Co(OH)2 Intercalated in MoO3 by Molecular Electrodeposition Resulting in a Conductive Material: A Molybdenum Bronze for Efficient Electrocatalytic Hydrogen Evolution

Today, in modern material research, molybdenum trioxide (MoO3), a versatile and smart metal oxide, is placed as one of the topmost advanced materials as far as its publication record goes. Specially, the intercalation science of MoO3, intercalating any organic and inorganic species into its lamellar space, has a huge impact not only in materials chemistry but also in overall chemical science. This is because such host–guest materials have enormous potential toward electrocatalysis.
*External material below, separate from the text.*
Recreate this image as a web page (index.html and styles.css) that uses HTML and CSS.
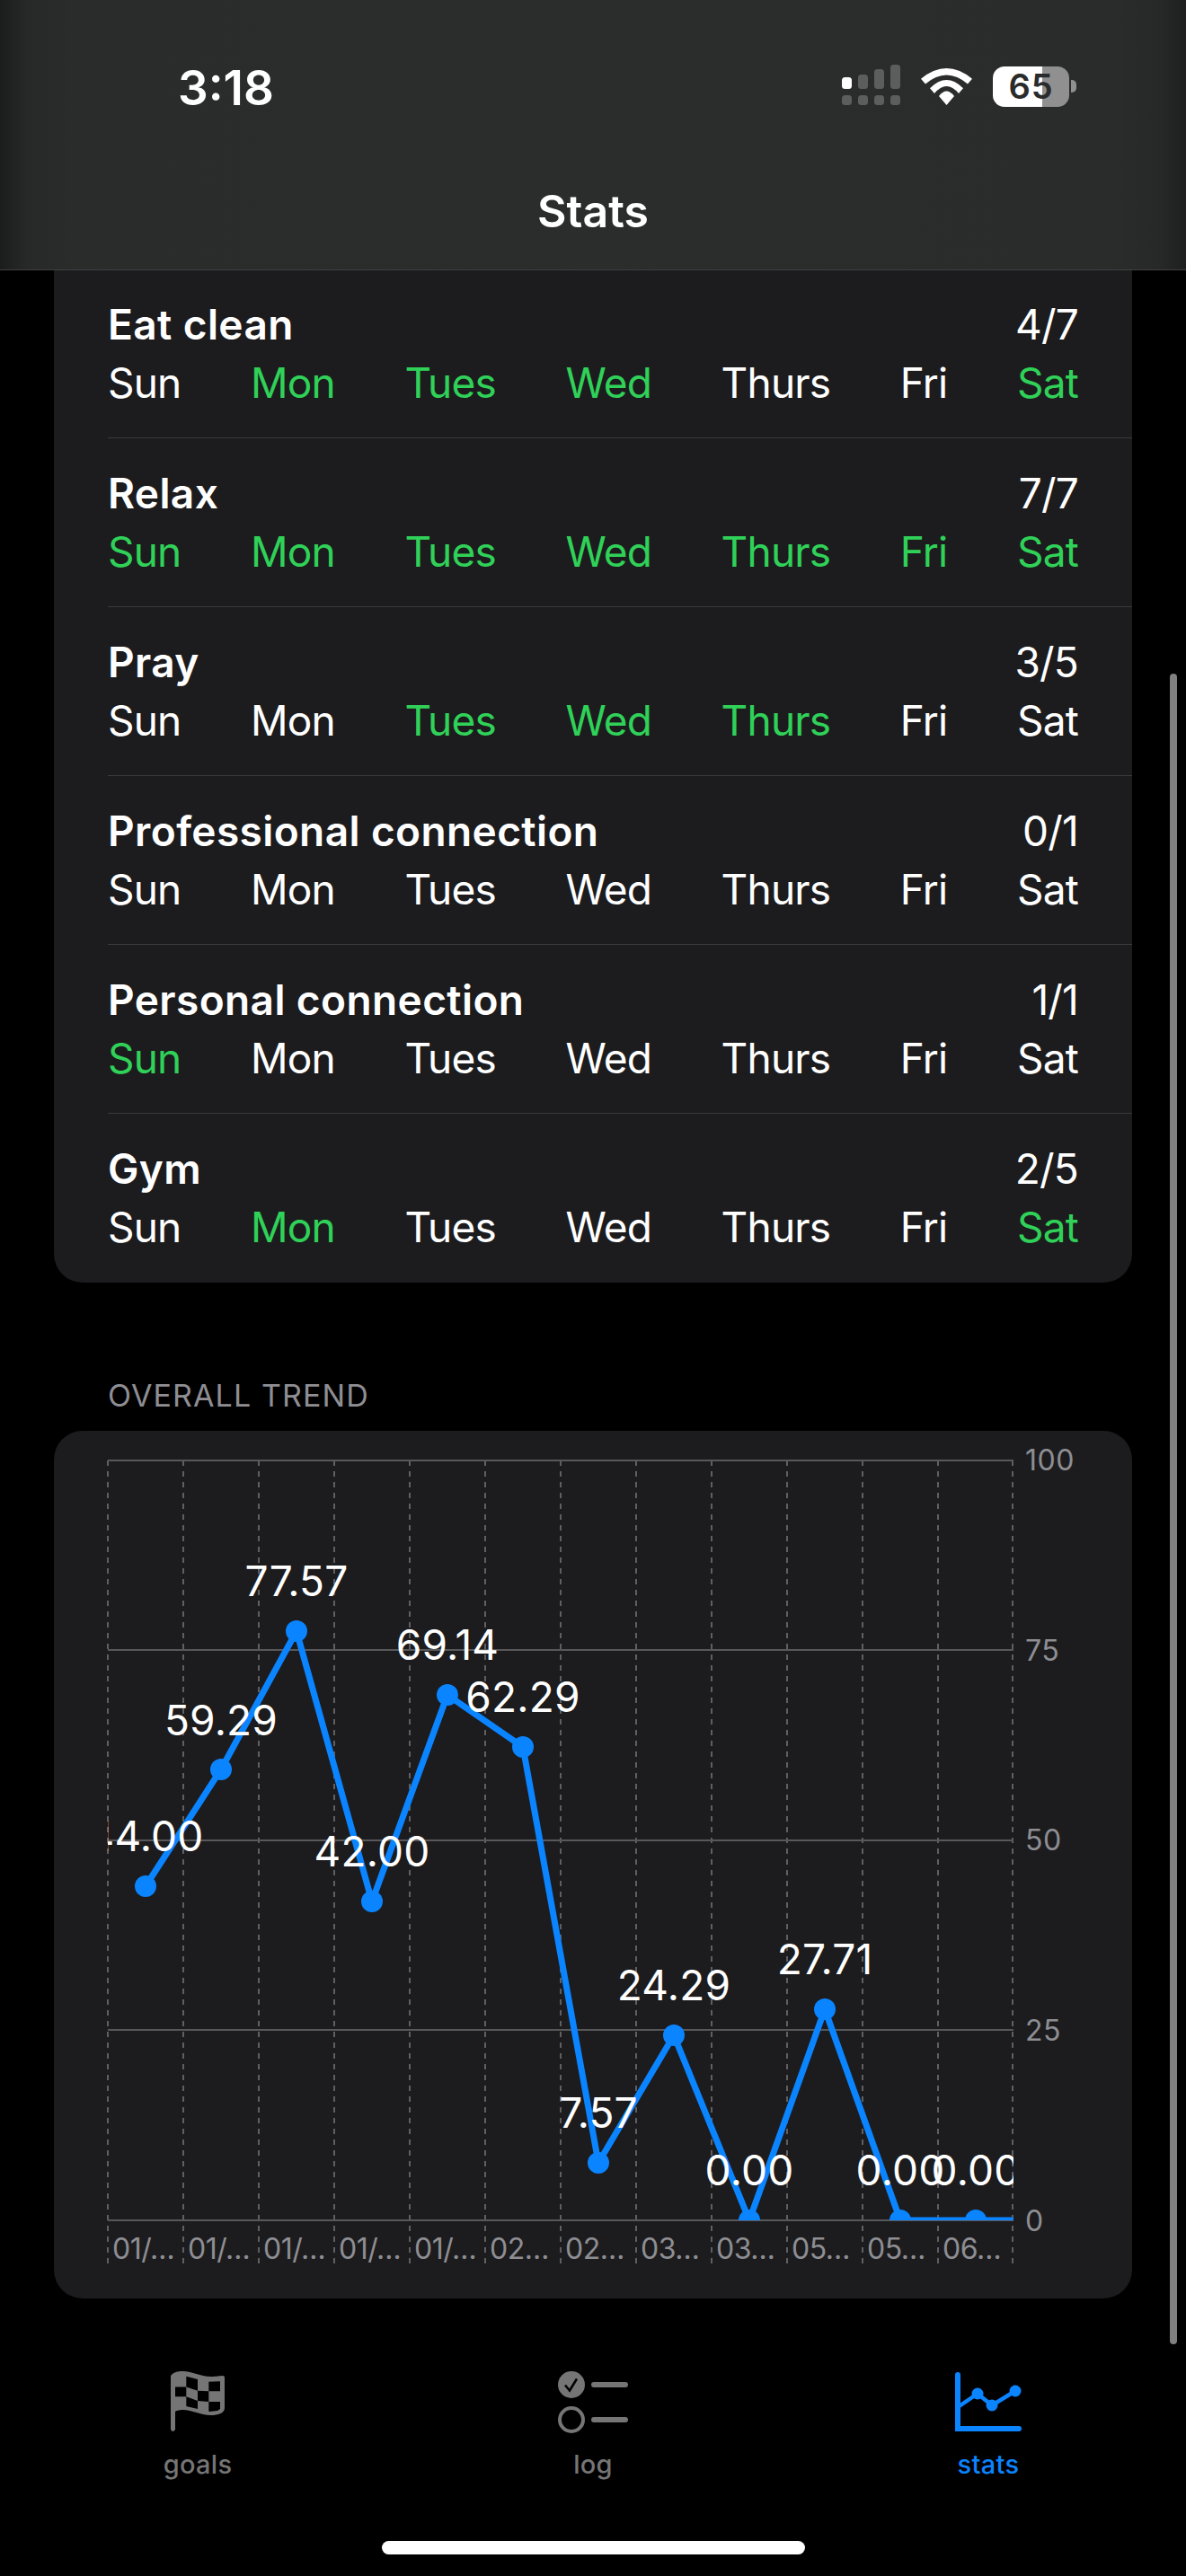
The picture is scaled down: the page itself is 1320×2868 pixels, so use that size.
FILE: index.html
```html
<!DOCTYPE html>
<html>
	<head>
		<meta charset="UTF-8">
		<title>Stats</title>
		<link rel="stylesheet" href="styles.css">
	</head>
	<body>
		<div class="page">
			<header class="top">
				<div class="status">
					<span class="clock">3:18</span>
					<div class="status-icons">
						<svg class="signal" width="65" height="47" viewBox="0 0 65 47">
							<rect x="0" y="14" width="11" height="13" rx="3.5" fill="#fff"/>
							<rect x="18" y="11" width="11" height="16" rx="3.5"/>
							<rect x="36" y="5" width="11" height="22" rx="3.5"/>
							<rect x="54" y="0" width="11" height="27" rx="3.5"/>
							<rect x="0" y="34" width="11" height="11" rx="3.5"/>
							<rect x="18" y="34" width="11" height="11" rx="3.5"/>
							<rect x="36" y="34" width="11" height="11" rx="3.5"/>
							<rect x="54" y="34" width="11" height="11" rx="3.5"/>
						</svg>
						<svg class="wifi" width="57" height="41" viewBox="0 0 57 41">
							<path d="M0 11.7Q28.5 -11.7 57 11.7L52 17.5Q28.5 -2.5 5 17.5Z"/>
							<path d="M10 22.3Q28.5 3.7 47 22.3L42 28Q28.5 12 15 28Z"/>
							<path d="M20 31Q28.5 20 37 31L28.5 41Z"/>
						</svg>
						<div class="battery"><span>65</span></div>
						<div class="battery-tip"></div>
					</div>
				</div>
				<h1 class="title">Stats</h1>
			</header>

			<main class="content">
				<section class="card habits">
					<div class="habit">
						<div class="habit-head"><span class="habit-name">Eat clean</span><span class="habit-count">4/7</span></div>
						<div class="days"><span>Sun</span><span class="on">Mon</span><span class="on">Tues</span><span class="on">Wed</span><span>Thurs</span><span>Fri</span><span class="on">Sat</span></div>
					</div>
					<div class="habit">
						<div class="habit-head"><span class="habit-name">Relax</span><span class="habit-count">7/7</span></div>
						<div class="days"><span class="on">Sun</span><span class="on">Mon</span><span class="on">Tues</span><span class="on">Wed</span><span class="on">Thurs</span><span class="on">Fri</span><span class="on">Sat</span></div>
					</div>
					<div class="habit">
						<div class="habit-head"><span class="habit-name">Pray</span><span class="habit-count">3/5</span></div>
						<div class="days"><span>Sun</span><span>Mon</span><span class="on">Tues</span><span class="on">Wed</span><span class="on">Thurs</span><span>Fri</span><span>Sat</span></div>
					</div>
					<div class="habit">
						<div class="habit-head"><span class="habit-name">Professional connection</span><span class="habit-count">0/1</span></div>
						<div class="days"><span>Sun</span><span>Mon</span><span>Tues</span><span>Wed</span><span>Thurs</span><span>Fri</span><span>Sat</span></div>
					</div>
					<div class="habit">
						<div class="habit-head"><span class="habit-name">Personal connection</span><span class="habit-count">1/1</span></div>
						<div class="days"><span class="on">Sun</span><span>Mon</span><span>Tues</span><span>Wed</span><span>Thurs</span><span>Fri</span><span>Sat</span></div>
					</div>
					<div class="habit">
						<div class="habit-head"><span class="habit-name">Gym</span><span class="habit-count">2/5</span></div>
						<div class="days"><span>Sun</span><span class="on">Mon</span><span>Tues</span><span>Wed</span><span>Thurs</span><span>Fri</span><span class="on">Sat</span></div>
					</div>
				</section>

				<h2 class="section-label">OVERALL TREND</h2>

				<section class="card chart">
					<svg width="1200" height="966" viewBox="60 1593 1200 966">
						<defs>
							<clipPath id="plot"><rect x="120" y="1590" width="1008" height="882"/></clipPath>
						</defs>
						<path class="grid-v" d="M120 1626V2520M204 1626V2520M288 1626V2520M372 1626V2520M456 1626V2520M540 1626V2520M624 1626V2520M708 1626V2520M792 1626V2520M876 1626V2520M960 1626V2520M1044 1626V2520M1127 1626V2520"/>
						<path class="grid-h" d="M120 1626H1128M120 1837H1128M120 2049H1128M120 2260H1128M120 2472H1128"/>
						<g clip-path="url(#plot)">
							<polyline class="trend" points="162,2100 246,1970 330,1816 414,2117 498,1887 582,1945 666,2408 750,2266 834,2472 918,2237 1002,2472 1086,2472 1128,2472"/>
							<g class="dots">
								<circle cx="162" cy="2100" r="12"/>
								<circle cx="246" cy="1970" r="12"/>
								<circle cx="330" cy="1816" r="12"/>
								<circle cx="414" cy="2117" r="12"/>
								<circle cx="498" cy="1887" r="12"/>
								<circle cx="582" cy="1945" r="12"/>
								<circle cx="666" cy="2408" r="12"/>
								<circle cx="750" cy="2266" r="12"/>
								<circle cx="834" cy="2472" r="12"/>
								<circle cx="918" cy="2237" r="12"/>
								<circle cx="1002" cy="2472" r="12"/>
								<circle cx="1086" cy="2472" r="12"/>
							</g>
							<g class="values">
								<text x="162" y="2061">44.00</text>
								<text x="246" y="1932">59.29</text>
								<text x="330" y="1777">77.57</text>
								<text x="414" y="2078">42.00</text>
								<text x="498" y="1848">69.14</text>
								<text x="582" y="1906">62.29</text>
								<text x="666" y="2369">7.57</text>
								<text x="750" y="2227">24.29</text>
								<text x="834" y="2433">0.00</text>
								<text x="918" y="2198">27.71</text>
								<text x="1002" y="2433">0.00</text>
								<text x="1086" y="2433">0.00</text>
							</g>
						</g>
						<g class="axis-y">
							<text x="1141" y="1637">100</text>
							<text x="1141" y="1849">75</text>
							<text x="1141" y="2060">50</text>
							<text x="1141" y="2272">25</text>
							<text x="1141" y="2484">0</text>
						</g>
						<g class="axis-x">
							<text x="125" y="2515">01/…</text>
							<text x="209" y="2515">01/…</text>
							<text x="293" y="2515">01/…</text>
							<text x="377" y="2515">01/…</text>
							<text x="461" y="2515">01/…</text>
							<text x="545" y="2515">02…</text>
							<text x="629" y="2515">02…</text>
							<text x="713" y="2515">03…</text>
							<text x="797" y="2515">03…</text>
							<text x="881" y="2515">05…</text>
							<text x="965" y="2515">05…</text>
							<text x="1049" y="2515">06…</text>
						</g>
					</svg>
				</section>
			</main>

			<nav class="tabs">
				<div class="tab">
					<svg width="60" height="70" viewBox="0 0 60 70">
						<path class="flag" d="M0 5C3 1 8 0 13 0C25 0 32 6 45 6C50 6 56 5 58 5Q60 5 60 7V41C60 47 52 49 45 49C32 49 25 43 13 43C9 43 6 44 5 45V65Q2.5 69 0 65Z"/>
						<g class="flag-cells">
							<polygon points="17.3,5.7 30,9 30,21.7 17.3,17.5"/>
							<polygon points="42.3,11.7 55,11.2 55,22.3 42.3,22.3"/>
							<polygon points="5,17.5 17.3,17.5 17.3,28.3 5,28.3"/>
							<polygon points="30,21.7 42.3,22.3 42.3,34 30,33"/>
							<polygon points="17.3,28.3 30,33 30,42 17.3,39"/>
							<polygon points="42.3,34 55,34 55,42 52,44 42.3,45"/>
						</g>
					</svg>
					<span>goals</span>
				</div>
				<div class="tab">
					<svg width="78" height="70" viewBox="0 0 78 70">
						<circle class="tab-fill" cx="15" cy="15" r="15"/>
						<path d="M8 15.5L13 21.5L21 8.5" fill="none" stroke="#000" stroke-width="2.5"/>
						<circle cx="15" cy="54" r="13" fill="none" stroke="#757575" stroke-width="4"/>
						<rect class="tab-fill" x="37" y="12" width="41" height="6" rx="3"/>
						<rect class="tab-fill" x="37" y="51" width="41" height="6" rx="3"/>
					</svg>
					<span>log</span>
				</div>
				<div class="tab active">
					<svg width="74" height="70" viewBox="0 0 74 70">
						<path d="M3 4V64H71" fill="none" stroke="#0a84ff" stroke-width="6" stroke-linecap="round"/>
						<polyline points="3,40 25,25 41,38 67,22" fill="none" stroke="#0a84ff" stroke-width="4.5"/>
						<circle cx="25" cy="25" r="6.5" fill="#0a84ff"/>
						<circle cx="41" cy="38" r="6.5" fill="#0a84ff"/>
						<circle cx="67" cy="22" r="6.5" fill="#0a84ff"/>
					</svg>
					<span>stats</span>
				</div>
			</nav>
			<div class="home-bar"></div>
			<div class="scrollbar"></div>
		</div>
	</body>
</html>
```
FILE: styles.css
```css
*{
	box-sizing:border-box;
}
body{
	margin:0;
	background:#000;
	color:#fff;
	font-family:Inter,"Liberation Sans",sans-serif;
}
.page{
	position:relative;
	width:1320px;
	height:2868px;
	overflow:hidden;
}

/* top bar */
.top{
	height:300px;
	padding:0 122px;
	background:linear-gradient(to right,#1b1c1c 0,#272929 30px,#2a2c2c 80px,#2b2c2c 660px,#2a2c2c 1240px,#272929 1290px,#1e1f1f 100%);
	box-shadow:0 1px 0 #3e3f3f;
	position:relative;
	z-index:1;
}
.status{
	display:flex;
	justify-content:space-between;
	align-items:flex-start;
	height:205px;
}
.clock{
	margin:66px 0 0 76px;
	font-size:53px;
	line-height:64px;
	font-weight:600;
}
.status-icons{
	display:flex;
	align-items:flex-start;
	margin:72px 0 0;
}
.signal{
	fill:#5c5e5e;
	margin-right:23px;
}
.wifi{
	fill:#fff;
	margin:4px 23px 0 0;
}
.battery{
	width:85px;
	height:45px;
	margin-top:2px;
	border-radius:13px;
	background:linear-gradient(to right,#fff 55px,#909090 55px);
	color:#2a2c2c;
	font-size:38px;
	font-weight:600;
	line-height:45px;
	letter-spacing:1px;
	text-align:center;
}
.battery-tip{
	width:6px;
	height:14px;
	margin:17px 0 0 2px;
	border-radius:0 5px 5px 0;
	background:#909090;
}
.title{
	margin:0;
	font-size:50px;
	line-height:60px;
	font-weight:600;
	text-align:center;
}

/* cards */
.content{
	padding:0 60px;
}
.card{
	background:#1c1c1e;
	border-radius:32px;
}
.habits{
	padding-left:60px;
	border-radius:0 0 32px 32px;
}
.habit{
	padding:31px 60px 31px 0;
	border-bottom:1px solid #3a3a3c;
}
.habit:last-child{
	border-bottom:0;
	padding-bottom:32px;
}
.habit-head,.days{
	display:flex;
	justify-content:space-between;
	align-items:baseline;
	font-size:46px;
	line-height:60px;
	letter-spacing:-.8px;
}
.habit-head{
	margin-bottom:5px;
}
.habit-name{
	font-weight:600;
	letter-spacing:.4px;
}
.on{
	color:#30d158;
}
.section-label{
	margin:106px 0 19px 60px;
	font-size:34px;
	line-height:40px;
	font-weight:400;
	letter-spacing:1.1px;
	color:#8e8e93;
}
.chart{
	height:966px;
}
.chart svg{
	display:block;
}
.grid-v{
	fill:none;
	stroke:#5f5f61;
	stroke-width:2;
	stroke-dasharray:6 6;
}
.grid-h{
	fill:none;
	stroke:#58585a;
	stroke-width:2;
}
.trend{
	fill:none;
	stroke:#0a84ff;
	stroke-width:7;
}
.dots{
	fill:#0a84ff;
}
.values text{
	fill:#fff;
	font-size:46px;
	letter-spacing:.2px;
	text-anchor:middle;
}
.axis-y text,.axis-x text{
	fill:#8e8e93;
	font-size:32px;
}
.axis-y text{
	letter-spacing:.5px;
}
.axis-x text{
	letter-spacing:-.5px;
}

/* tab bar */
.tabs{
	display:grid;
	grid-template-columns:repeat(3,440px);
	margin-top:81px;
}
.tab{
	display:flex;
	flex-direction:column;
	align-items:center;
	color:#757575;
	font-size:29px;
	line-height:36px;
	font-weight:500;
	letter-spacing:.3px;
}
.tab svg{
	display:block;
	margin-bottom:16px;
}
.tab.active{
	color:#0a84ff;
}
.flag,.tab-fill{
	fill:#757575;
}
.flag-cells{
	fill:#000;
}
.home-bar{
	width:471px;
	height:15px;
	margin:67px auto 0;
	border-radius:8px;
	background:#fff;
}
.scrollbar{
	position:absolute;
	left:1302px;
	top:750px;
	width:8px;
	height:1860px;
	border-radius:4px;
	background:#808080;
}
```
Surprisingly, the transition-metal-aqua complex intercalated in MoO3 was not known until we had reported recently (as a communication) by characterizing it using single-crystal X-ray crystallography, even though the applications of transition metals are unbeatable in any field of research. In this work, we have successfully intercalated {CoII(H2O)6}2+ into α-MoO3 layers, leading to the isolation of pink-colored water-soluble crystals of [Mo2 VIO6(CH3COO)­{CoII(H2O)6}0.5]·H2O (1), synthesized in a one-step aqueous-green synthesis and characterized by single-crystal X-ray crystallography. The homogeneous electrochemistry of compound 1 in its acidic aqueous solution results in the concomitant electrochemical deposition of Co­(OH)2@MoO3–x (2). Compound 2, representing a new class of molybdenum bronzes, intercalates β-Co­(OH)2 into the α-MoO3 layers. The bronze-like properties of compound 2 have been validated by measuring its electrical conductivity values. Compound 2 exhibits a modest electrical conductivity of 1.41 × 10–5 S cm–1 and a low activation energy (Ea) value of 390 meV at 25 °C. The electrical conductivity of compound 2 increases with increasing temperature. A conductive material is known to be a good electrocatalyst. Compound 2 acts as an efficient heterogeneous electrocatalyst for hydrogen evolution reaction (HER) at a low overpotential of 168 mV to achieve 10 mA cm–2 current density with a Tafel slope value of 98 mV dec–1. The catalytic performance of compound 2 is demonstrated by its long-term electrolysis stability for 10 h with its Faradic efficiency of 91%.